- Born: 1 July 1805
- Died: 31 December 1839 (aged 34)
- Education: Woodford, Essex Winchester College
- Occupation: Scholar
- Parent(s): Christopher Wordsworth & Priscilla Lloyd
- Relatives: Charles Wordsworth (brother) Christopher Wordsworth (brother)

= John Wordsworth (scholar) =

English classical scholar

John Wordsworth (1 July 1805 – 31 December 1839) was an English classical scholar.

==Life==

He was born at Lambeth on 1 July 1805, the son of Christopher Wordsworth and nephew of William Wordsworth. He was educated at a school at Woodford, Essex, kept by Dr. Holt Okes (1816−20), and at Winchester College (1820−4).
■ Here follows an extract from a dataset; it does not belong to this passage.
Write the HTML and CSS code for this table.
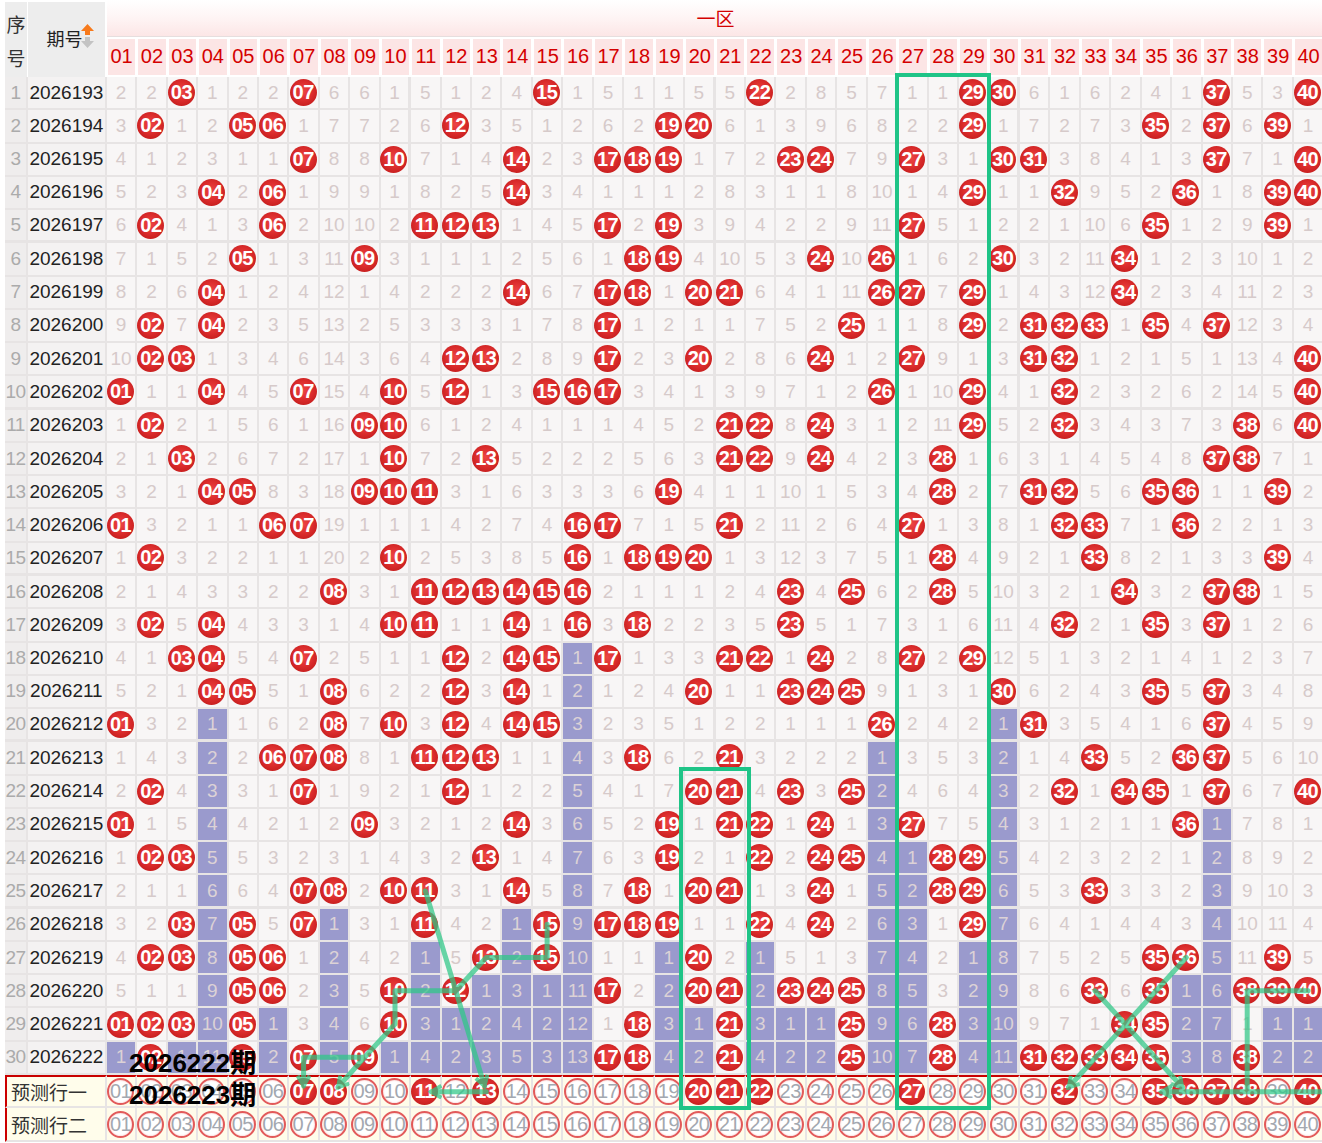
FILE: index.html
```html
<!DOCTYPE html>
<html lang="zh-CN">
<head>
<meta charset="utf-8">
<title>一区走势图</title>
<link rel="stylesheet" href="styles.css">
</head>
<body>
<div class="wrap" id="wrap">
  <div class="board" id="board">
    <div class="h-seq">序号</div>
    <div class="h-qh"><span class="h-qh-text">期号</span><svg class="sort" width="13" height="25" viewBox="0 0 13 25"><path d="M6.5 0 L13 7 L9 7 L9 11 L4 11 L4 7 L0 7 Z" fill="#f77a1c"/><path d="M4 13 L9 13 L9 17 L13 17 L6.5 24 L0 17 L4 17 Z" fill="#c3c3c3"/></svg></div>
    <div class="h-zone">一区</div>
  </div>
  <svg class="overlay" id="overlay" width="1322" height="1143" viewBox="0 0 1322 1143">
    <defs>
      <marker id="ah" markerUnits="userSpaceOnUse" markerWidth="16" markerHeight="16" refX="11" refY="7" orient="auto">
        <path d="M1,1 L11,7 L1,13" fill="none" stroke="#2ec887" stroke-width="4" stroke-linejoin="miter"/>
      </marker>
    </defs>
    <g id="lines" class="lines"></g>
    <rect class="frame" x="897" y="75" width="92" height="1033"/>
    <rect class="frame" x="681" y="769" width="68" height="339"/>
  </svg>
  <div class="tag tag1">2026222期</div>
  <div class="tag tag2">2026223期</div>
</div>
<script src="script.js"></script>
</body>
</html>
```

FILE: styles.css
```css
html, body {
  margin: 0;
  padding: 0;
  background: #ffffff;
}

.wrap {
  position: relative;
  width: 1322px;
  height: 1143px;
  overflow: hidden;
  padding-left: 5px;
  box-sizing: border-box;
  font-family: "Liberation Sans", Arial, "Noto Sans CJK SC", sans-serif;
}

.board {
  display: grid;
  grid-template-columns: 23px 78.8px repeat(40, 30.44px);
  grid-template-rows: 36.5px 40.5px repeat(30, 33.28px) 33.5px 33.5px;
}

.h-seq {
  grid-row: 1 / 3;
  box-sizing: border-box;
  background: #ededed;
  border-right: 1px solid #ffffff;
  border-top: 2px solid #ffffff;
  color: #333333;
  font-family: "Noto Sans CJK SC", sans-serif;
  font-size: 19px;
  line-height: 34px;
  padding-top: 5px;
  text-align: center;
  word-break: break-all;
}

.h-qh {
  grid-row: 1 / 3;
  box-sizing: border-box;
  background: #ededed;
  border-right: 2px solid #ffffff;
  border-top: 2px solid #ffffff;
  display: flex;
  align-items: center;
  justify-content: center;
  padding-left: 8px;
  padding-bottom: 4px;
}

.h-qh-text {
  color: #222222;
  font-family: "Noto Sans CJK SC", sans-serif;
  font-size: 18px;
}

.sort {
  display: block;
  margin-left: -1px;
  margin-top: -2px;
}

.h-zone {
  grid-column: 3 / span 40;
  box-sizing: border-box;
  background: linear-gradient(to bottom, #ffffff 0%, #fef3f3 55%, #fce6e6 100%);
  border-bottom: 1px solid #e6dede;
  color: #d40000;
  font-family: "Noto Sans CJK SC", sans-serif;
  font-size: 19px;
  display: flex;
  align-items: center;
  justify-content: center;
  padding-bottom: 1px;
}

.h-num {
  box-sizing: border-box;
  background: #fce5e5;
  border-left: 1px solid #ffffff;
  border-right: 2px solid #ffffff;
  border-top: 2px solid #ffffff;
  border-bottom: 2px solid #ffffff;
  color: #d40000;
  font-size: 20px;
  display: flex;
  align-items: center;
  justify-content: center;
}

.seq,
.qh,
.c,
.plabel,
.pc {
  box-sizing: border-box;
  border-right: 2px solid #e7e4e4;
  border-bottom: 2px solid #e7e4e4;
  display: flex;
  align-items: center;
  justify-content: center;
  overflow: visible;
  white-space: nowrap;
}

.seq {
  background: #efeded;
  color: #ababab;
  font-size: 19px;
  letter-spacing: -0.5px;
}

.qh {
  background: #f4f2f2;
  color: #222222;
  font-size: 19px;
}

.c {
  background: #f8f6f6;
  color: #d6caca;
  font-size: 19px;
}

.c.s10 {
  border-right-width: 3px;
}

.r5 {
  border-bottom-width: 3px;
}

.c.p {
  background: #9a9acd;
  color: #dcd2d6;
}

.ball {
  flex: none;
  width: 27px;
  height: 27px;
  border-radius: 50%;
  background: radial-gradient(circle at 50% 45%, #ec4545 0%, #dc2d2d 45%, #c81f1f 75%, #b51a1a 90%, rgba(181, 26, 26, 0.55) 100%);
  color: #ffffff;
  font-weight: bold;
  font-size: 20px;
  letter-spacing: -0.5px;
  display: flex;
  align-items: center;
  justify-content: center;
  margin-left: -1px;
}

.oball {
  flex: none;
  box-sizing: border-box;
  width: 27px;
  height: 27px;
  border-radius: 50%;
  border: 2px solid #e25a5a;
  box-shadow: inset 0 0 2px #f2b1b1;
  background: #ffffff;
  color: #a3a8b0;
  font-size: 20px;
  letter-spacing: -0.6px;
  display: flex;
  align-items: center;
  justify-content: center;
  margin-left: -1px;
}

.plabel {
  grid-column: span 2;
  background: #fffdeb;
  border-left: 2px solid #cc0000;
  justify-content: flex-start;
  padding-left: 4px;
  color: #333333;
  font-family: "Noto Sans CJK SC", sans-serif;
  font-size: 19px;
}

.pc {
  background: #fffcea;
}

.top-red {
  border-top: 2px solid #c80000;
}

.overlay {
  position: absolute;
  left: 0;
  top: 0;
  pointer-events: none;
}

.lines {
  opacity: 0.72;
}

.lines polyline {
  fill: none;
  stroke: #2ec887;
  stroke-width: 5;
  stroke-linejoin: round;
  stroke-linecap: round;
}

.frame {
  fill: none;
  stroke: #1fc487;
  stroke-width: 4;
}

.tag {
  position: absolute;
  left: 129px;
  height: 26px;
  color: #000000;
  font-family: "Liberation Sans", Arial, "Noto Sans CJK SC", sans-serif;
  font-weight: bold;
  font-size: 26px;
  line-height: 26px;
  white-space: nowrap;
}

.tag1 {
  top: 1050px;
}

.tag2 {
  top: 1082px;
}
```

FILE: script.js
```js
(function () {
  var HITS = [
    [3,7,15,22,29,30,37,40],
    [2,5,6,12,19,20,29,35,37,39],
    [7,10,14,17,18,19,23,24,27,30,31,37,40],
    [4,6,14,29,32,36,39,40],
    [2,6,11,12,13,17,19,27,35,39],
    [5,9,18,19,24,26,30,34],
    [4,14,17,18,20,21,26,27,29,34],
    [2,4,17,25,29,31,32,33,35,37],
    [2,3,12,13,17,20,24,27,31,32,40],
    [1,4,7,10,12,15,16,17,26,29,32,40],
    [2,9,10,21,22,24,29,32,38,40],
    [3,10,13,21,22,24,28,37,38],
    [4,5,9,10,11,19,28,31,32,35,36,39],
    [1,6,7,16,17,21,27,32,33,36],
    [2,10,16,18,19,20,28,33,39],
    [8,11,12,13,14,15,16,23,25,28,34,37,38],
    [2,4,10,11,14,16,18,23,32,35,37],
    [3,4,7,12,14,15,17,21,22,24,27,29],
    [4,5,8,12,14,20,23,24,25,30,35,37],
    [1,8,10,12,14,15,26,31,37],
    [6,7,8,11,12,13,18,21,33,36,37],
    [2,7,12,20,21,23,25,32,34,35,37,40],
    [1,9,14,19,21,22,24,27,36],
    [2,3,13,19,22,24,25,28,29],
    [7,8,10,11,14,18,20,21,24,28,29,33],
    [3,5,7,11,15,17,18,19,22,24,29],
    [2,3,5,6,13,15,20,35,36,39],
    [5,6,10,12,17,20,21,23,24,25,33,35,38,39,40],
    [1,2,3,5,10,18,21,25,28,34,35],
    [2,5,7,9,17,18,21,25,28,31,32,33,34,35,38]
  ];
  var ROW1 = [2,2,0,1,2,2,0,6,6,1,5,1,2,4,0,1,5,1,1,5,5,0,2,8,5,7,1,1,0,0,6,1,6,2,4,1,0,5,3,0];
  var PRED1 = [7,8,11,13,20,21,22,27,32,35,36,37,38,40];

  var board = document.getElementById('board');
  var wrap = document.getElementById('wrap');
  function pad(n) { return (n < 10 ? '0' : '') + n; }
  function el(cls, text) {
    var d = document.createElement('div');
    d.className = cls;
    if (text !== undefined) d.textContent = text;
    return d;
  }

  var c, r;
  for (c = 1; c <= 40; c++) board.appendChild(el('h-num', pad(c)));

  var last = [];
  for (c = 0; c <= 40; c++) last[c] = 0;
  HITS.forEach(function (h, i) { h.forEach(function (n) { last[n] = i + 1; }); });

  var miss = ROW1.map(function (v) { return v - 1; });
  var cells = [];
  for (r = 1; r <= 30; r++) {
    var rowCls = (r % 5 === 0 && r < 30) ? ' r5' : '';
    board.appendChild(el('seq' + rowCls, String(r)));
    board.appendChild(el('qh' + rowCls, String(2026192 + r)));
    cells[r] = [];
    var hs = HITS[r - 1];
    for (c = 1; c <= 40; c++) {
      var cls = 'c' + rowCls + (c % 10 === 0 && c < 40 ? ' s10' : '') + (r > last[c] ? ' p' : '');
      var d = el(cls);
      if (hs.indexOf(c) >= 0) {
        miss[c - 1] = 0;
        d.appendChild(el('ball', pad(c)));
      } else {
        miss[c - 1] += 1;
        d.textContent = String(miss[c - 1]);
      }
      board.appendChild(d);
      cells[r][c] = d;
    }
  }

  var labels = ['预测行一', '预测行二'];
  for (var p = 0; p < 2; p++) {
    r = 31 + p;
    var topCls = p === 0 ? ' top-red' : '';
    board.appendChild(el('plabel' + topCls, labels[p]));
    cells[r] = [];
    for (c = 1; c <= 40; c++) {
      var pd = el('pc' + topCls + (c % 10 === 0 && c < 40 ? ' s10' : ''));
      var isRed = p === 0 && PRED1.indexOf(c) >= 0;
      pd.appendChild(el(isRed ? 'ball' : 'oball', pad(c)));
      board.appendChild(pd);
      cells[r][c] = pd;
    }
  }

  var wr = wrap.getBoundingClientRect();
  function ctr(col, row) {
    var extra = 0;
    if (col > 40) { extra = (col - 40) * 30; col = 40; }
    var e = cells[row][col];
    var b = e.getBoundingClientRect();
    var bt = row === 31 ? 2 : 0;
    return [b.left - wr.left + (b.width - 2) / 2 + extra, b.top - wr.top + bt + (b.height - 2 - bt) / 2];
  }

  var PATHS = [
    { pts: [[11,25],[12,28],[13,31]], arrow: true },
    { pts: [[13,31],[11,31]], arrow: true },
    { pts: [[15,26],[15,27],[13,27],[12,28],[10,28],[10,29],[9,30],[8,31]], arrow: true },
    { pts: [[9,30],[7,30],[7,31]], arrow: true },
    { pts: [[36,27],[32,31]], arrow: true },
    { pts: [[33,28],[36,31]], arrow: true },
    { pts: [[40,28],[38,28],[38,31]], arrow: false },
    { pts: [[40.6,31],[35,31]], arrow: true }
  ];

  var g = document.getElementById('lines');
  var NS = 'http://www.w3.org/2000/svg';
  PATHS.forEach(function (path) {
    var pts = path.pts.map(function (q) { return ctr(q[0], q[1]); });
    if (path.arrow) {
      var a = pts[pts.length - 2], z = pts[pts.length - 1];
      var dx = z[0] - a[0], dy = z[1] - a[1];
      var len = Math.sqrt(dx * dx + dy * dy);
      var cut = 6;
      pts[pts.length - 1] = [z[0] - dx / len * cut, z[1] - dy / len * cut];
    }
    var pl = document.createElementNS(NS, 'polyline');
    pl.setAttribute('points', pts.map(function (q) { return q[0].toFixed(1) + ',' + q[1].toFixed(1); }).join(' '));
    if (path.arrow) pl.setAttribute('marker-end', 'url(#ah)');
    g.appendChild(pl);
  });
})();
```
In October 1824 he entered Trinity College, Cambridge. His university career was distinguished. In 1825 he obtained the Bell scholarship, in 1826 a scholarship at his own college, and was second for the Porson Prize; in 1827 he obtained it. In 1828 he proceeded to the B.A. degree, but was disqualified for classical honours through distaste for mathematics. In 1830 he was elected fellow of his college.

He resided at Cambridge till 1833, occupying himself with literary pursuits. During this period he contributed to the first number of the Philological Museum a review of James Scholefield's Æschylus. In 1833 he visited France, Switzerland, and Italy. At Florence he collated the Medicean manuscript of Æschylus, with a view to a new edition. Some use was made of his material by John Conington in his edition of the Choephoroi. In 1834 he was appointed a classical lecturer in Trinity College, and undertook to edit Richard Bentley's Correspondence (afterwards completed by his brother Christopher Wordsworth, bishop of Lincoln). He also made large collections for a classical dictionary. In 1837 he was ordained deacon, and priest shortly afterwards.

At about the same time his health began to fail; he resigned his lectureship, and looked for easier work. From this step he was dissuaded, and he remained at Cambridge till his death on 31 December 1839. He was buried in the antechapel of the college, where a monument to him was placed by subscription. The bust was executed by Henry Weekes, under Francis Leggatt Chantrey's supervision. Most of his collections came into the possession of his nephew John Wordsworth, the bishop of Salisbury.